Evolutionary Discovery of Sequence Acceleration Methods for Slab Geometry Neutron Transport

TL;DR

This paper uses genetic programming to automatically discover new convergence acceleration methods for neutron transport equations in slab geometry, outperforming classical techniques.

Contribution

It introduces a novel genetic programming approach to tailor convergence accelerators for neutron transport problems, achieving higher success rates than classical methods.

Findings

Achieved over 75% success rate in improving convergence

Discovered accelerators with second differences and cross-product terms

Nearly doubled effectiveness compared to classical techniques

Abstract

We present a genetic programming approach to automatically discover convergence acceleration methods for discrete ordinates solutions of neutron transport problems in slab geometry. Classical acceleration methods such as Aitken's delta-squared and Wynn epsilon assume specific convergence patterns and do not generalize well to the broad set of transport problems encountered in practice.
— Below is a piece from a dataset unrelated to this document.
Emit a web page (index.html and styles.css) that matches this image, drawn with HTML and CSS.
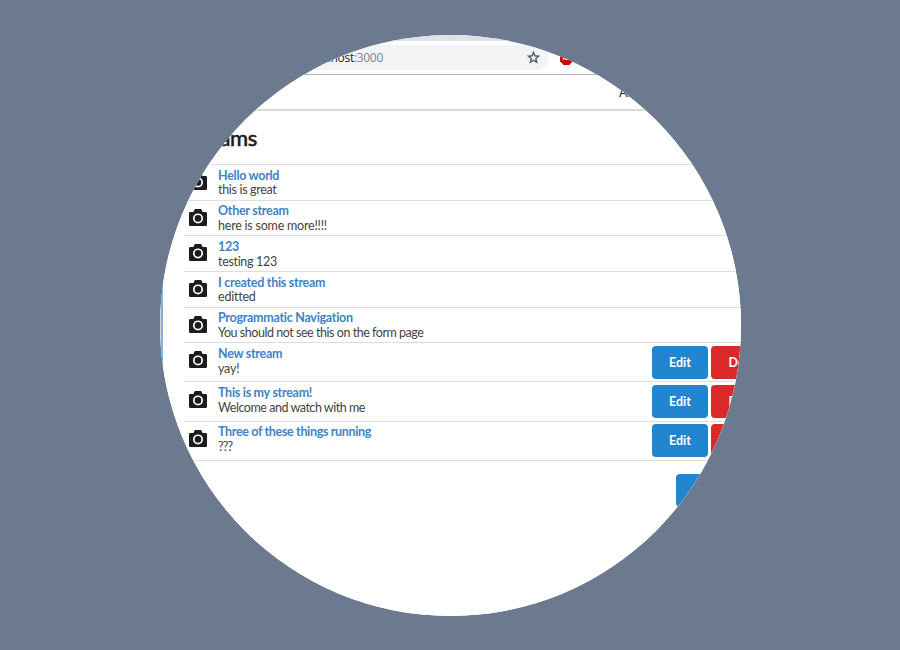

We evolved mathematical formulas specifically tailored to SN convergence characteristics in this work. The discovered accelerator, featuring second differences and cross-product terms, achieved over 75 percent success rate in improving convergence compared to raw sequences - almost double that observed for classical techniques for the problem set considered. This work demonstrates the potential for discovering novel numerical methods in computational physics via genetic programming and attempts to honor Prof. Ganapol's legacy of advancing experimental mathematics applied to neutron transport.